One strength of this book is that Greear has a knack for being able to provide vivid and memorable illustrations. His jokes are hilarious, but the more serious illustrations are absolutely sobering. I would find it hard to imagine that a reader would consider Gaining By Losing to be uninteresting. In fact, one point of critique is that the personal illustrations may have been a bit overdone. In a sense, this book is partly a memoir on his own church’s experiences. But Greear also attempts to draw from biblical sources to argue his points, and for the most part, does a good job at this. Personally, I would have liked more dedication to biblical theology and exegesis, but maybe that’s just me.
The fact of the matter, however, is that churches in America do not seem to be very good these days at understanding their mission. One point in particular that I was overwhelming grateful for was his expose, so to speak, on “calling.” Most American Christians probably believe that pastors and missionaries are “called” by God to “full-time Christian ministry,” while everyone else is basically left out to do their thing. I absolutely love how Greear says that when he became a pastor, he “left the ministry.” In other words, the people on the ground, those who are employed in secular fields, are “in the ministry.” Literally everything that I have wanted to say on the idea of “calling” is encapsulated in chapter 4. As someone who has moved away from a pastoring career (at least for now) to go into the academic world, I am highly convinced that my work in education is a true, no less spiritual calling than pastoring. And so I am thankful that Greear wrote this chapter, in particular, as it applied directly to my own life rather powerfully.

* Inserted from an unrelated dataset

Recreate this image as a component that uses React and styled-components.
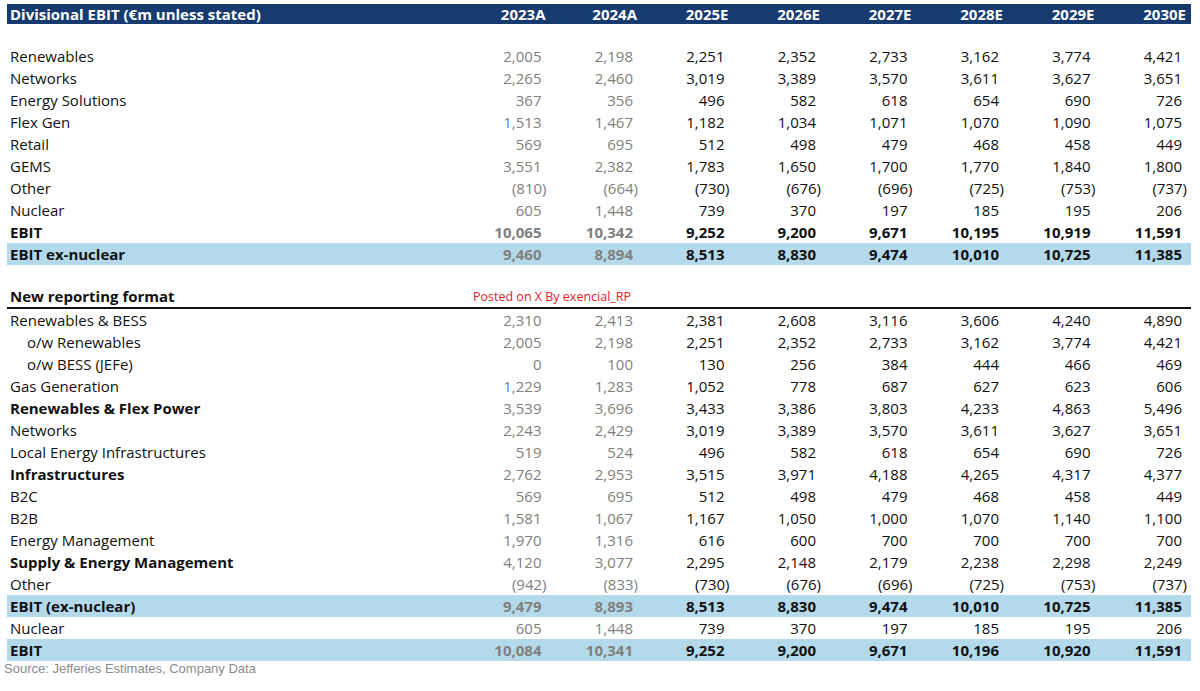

There is much more that could be said about some of the positive attributes of Greear’s book. But I would also note a point of critique here. While most of what Greear said is great, I’m not sure how “original” this book is, when compared to the other recent church ministry books that have been written. Chapter 3’s motivational message towards missions is good, but certainly has been said before. His perspective on “missional” or “attractional” churches is also fairly common. I thought chapter 10, “Racial Reconciliation as a Fruit of the Sending Culture,” was maybe one of the more fresh contributions–and well needed! Yet, overall, I would be much more likely to recommend to a Christian who is interested in contemporary church ministry something like Tim Keller’s Center Church. At the same time, if someone was looking for a concise, easy-to-read, thought-provoking book on how churches can impact the world for Christ’s sake, then Greear’s Gaining By Losing would certainly be a fine choice.